─── PROVIDED DATA
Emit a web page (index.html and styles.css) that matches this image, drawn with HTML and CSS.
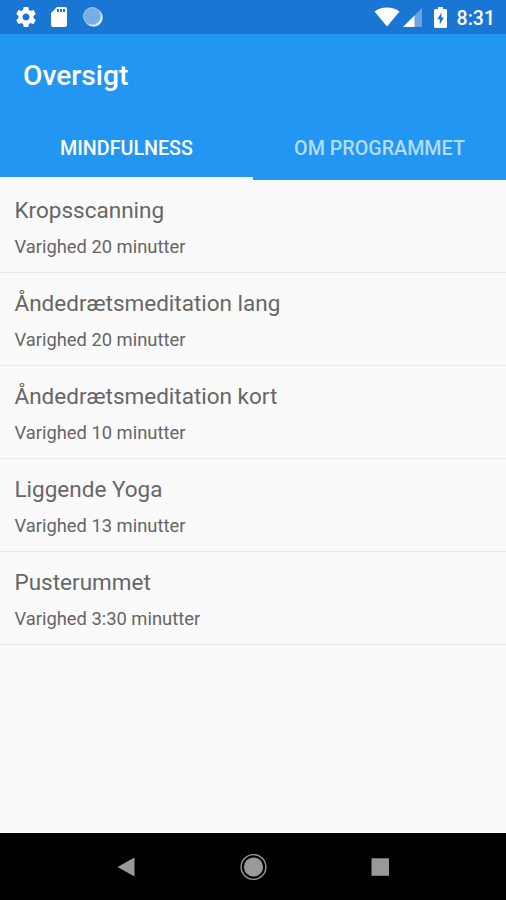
FILE: index.html
```html
<!DOCTYPE html>
<html lang="da">
<head>
    <meta charset="UTF-8">
    <meta name="viewport" content="width=device-width, initial-scale=1.0">
    <title>Oversigt</title>
    <link rel="stylesheet" href="styles.css">
</head>
<body>
    <div class="screen">
        <div class="status-bar">
            <div class="status-left">
                <svg width="24" height="24" viewBox="0 0 24 24"><path fill="#fff" d="M19.43 12.98c.04-.32.07-.64.07-.98s-.03-.66-.07-.98l2.11-1.65c.19-.15.24-.42.12-.64l-2-3.46c-.12-.22-.39-.3-.61-.22l-2.49 1c-.52-.4-1.08-.73-1.69-.98l-.38-2.65C14.46 2.18 14.25 2 14 2h-4c-.25 0-.46.18-.49.42l-.38 2.65c-.61.25-1.17.59-1.69.98l-2.49-1c-.23-.09-.49 0-.61.22l-2 3.46c-.13.22-.07.49.12.64l2.11 1.65c-.04.32-.07.65-.07.98s.03.66.07.98l-2.11 1.65c-.19.15-.24.42-.12.64l2 3.46c.12.22.39.3.61.22l2.49-1c.52.4 1.08.73 1.69.98l.38 2.65c.03.24.24.42.49.42h4c.25 0 .46-.18.49-.42l.38-2.65c.61-.25 1.17-.59 1.69-.98l2.49 1c.23.09.49 0 .61-.22l2-3.46c.12-.22.07-.49-.12-.64l-2.11-1.65zM12 15.5c-1.93 0-3.5-1.57-3.5-3.5s1.57-3.5 3.5-3.5 3.5 1.57 3.5 3.5-1.57 3.5-3.5 3.5z"/></svg>
                <svg class="icon-sd" width="24" height="24" viewBox="0 0 24 24"><path fill="#fff" d="M18 2h-8L4 8v12c0 1.100.9 2 2 2h12c1.100 0 2-.9 2-2V4c0-1.100-.9-2-2-2zm-6 5h-2V4h2v3zm3 0h-2V4h2v3zm3 0h-2V4h2v3z"/></svg>
                <svg class="icon-sync" width="22" height="22" viewBox="0 0 22 22"><circle cx="11.500" cy="11.500" r="9.300" fill="#e3f1fd"/><circle cx="10.200" cy="10.200" r="8.600" fill="#76aee6" stroke="#a4cbf0" stroke-width="1"/></svg>
            </div>
            <div class="status-right">
                <svg width="26" height="20" viewBox="0 0 26 20"><path fill="#fff" d="M13 19.500.5 4.500C4 1.800 8.300.5 13 .5s9 1.300 12.500 4z"/></svg>
                <svg class="icon-signal" width="19" height="19" viewBox="0 0 19 19"><path fill="#6ba6e2" d="M0 19 19 0v19z"/><path fill="#fff" d="M0 19 11.500 7.500V19z"/></svg>
                <svg class="icon-battery" width="13" height="21" viewBox="0 0 13 21"><path fill="#fff" d="M4 0h5v2h2.500c.8 0 1.500.7 1.500 1.500v16c0 .8-.7 1.500-1.500 1.500h-10C.7 21 0 20.300 0 19.500v-16C0 2.700.7 2 1.500 2H4z"/><path fill="#1976d2" d="M7.500 5.500 3.300 12.300h2.500v5.200l4-7H7.500z"/></svg>
                <span class="clock">8:31</span>
            </div>
        </div>

        <header class="app-bar">
            <h1>Oversigt</h1>
            <nav class="tabs">
                <a class="tab active">MINDFULNESS</a>
                <a class="tab">OM PROGRAMMET</a>
            </nav>
        </header>

        <ul class="list">
            <li>
                <h2>Kropsscanning</h2>
                <p>Varighed 20 minutter</p>
            </li>
            <li>
                <h2>Åndedrætsmeditation lang</h2>
                <p>Varighed 20 minutter</p>
            </li>
            <li>
                <h2>Åndedrætsmeditation kort</h2>
                <p>Varighed 10 minutter</p>
            </li>
            <li>
                <h2>Liggende Yoga</h2>
                <p>Varighed 13 minutter</p>
            </li>
            <li>
                <h2>Pusterummet</h2>
                <p>Varighed 3:30 minutter</p>
            </li>
        </ul>

        <div class="nav-bar">
            <svg width="28" height="28" viewBox="0 0 28 28"><path fill="#999" d="M5.500 14 22.500 4.500v19z"/></svg>
            <svg width="28" height="28" viewBox="0 0 28 28"><circle cx="14.500" cy="14" r="12.400" fill="none" stroke="#999" stroke-width="1.400"/><circle cx="14.500" cy="14" r="9.600" fill="#999"/></svg>
            <svg width="28" height="28" viewBox="0 0 28 28"><path fill="#999" d="M5.500 5.300H23v17.500H5.500z"/></svg>
        </div>
    </div>
</body>
</html>
```
FILE: styles.css
```css
* {
    box-sizing: border-box;
}
body {
    margin: 0;
    font-family: Roboto, sans-serif;
    background-color: #fafafa;
}
h1, h2, p, ul {
    margin: 0;
    padding: 0;
}
svg {
    display: block;
}
.screen {
    display: flex;
    flex-direction: column;
    height: 900px;
}
.status-bar {
    display: flex;
    justify-content: space-between;
    height: 34px;
    padding: 0 11px 0 14px;
    background-color: #1976d2;
}
.status-left, .status-right {
    display: flex;
    align-items: center;
}
.icon-sd {
    margin-left: 9px;
}
.icon-sync {
    margin-left: 11px;
}
.icon-signal {
    margin-left: 3px;
}
.icon-battery {
    margin-left: 12px;
}
.clock {
    margin-left: 10px;
    padding-top: 3px;
    font-size: 19.500px;
    font-weight: 500;
    line-height: 31px;
    color: #fff;
}
.app-bar {
    height: 146px;
    background-color: #2196f3;
}
.app-bar h1 {
    height: 79px;
    padding-left: 23px;
    font-size: 28.200px;
    font-weight: 500;
    line-height: 83px;
    color: #fff;
}
.tabs {
    display: flex;
    height: 67px;
}
.tab {
    flex: 1;
    border-bottom: 3px solid transparent;
    font-size: 19.700px;
    font-weight: 500;
    line-height: 71px;
    text-align: center;
    color: #b5dcfb;
}
.tab.active {
    border-bottom-color: #fafafa;
    color: #fff;
}
.list {
    flex: 1;
    list-style: none;
}
.list li {
    height: 93px;
    padding: 16px 14.500px 0;
    border-bottom: 1px solid #e8e8e8;
    color: #666;
}
.list h2 {
    font-size: 22.500px;
    font-weight: 400;
    line-height: 28px;
}
.list p {
    margin-top: 10.500px;
    font-size: 18.350px;
    line-height: 24px;
}
.nav-bar {
    display: flex;
    justify-content: center;
    align-items: center;
    gap: 99px;
    height: 67px;
    background-color: #000;
}
```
──────
TASK INSTRUCTIONS. Search the listing for the string "index". Copy each line where it turns up.

RESULT FOR THIS EXERCISE.
Emit a web page (index.html and styles.css) that matches this image, drawn with HTML and CSS.
FILE: index.html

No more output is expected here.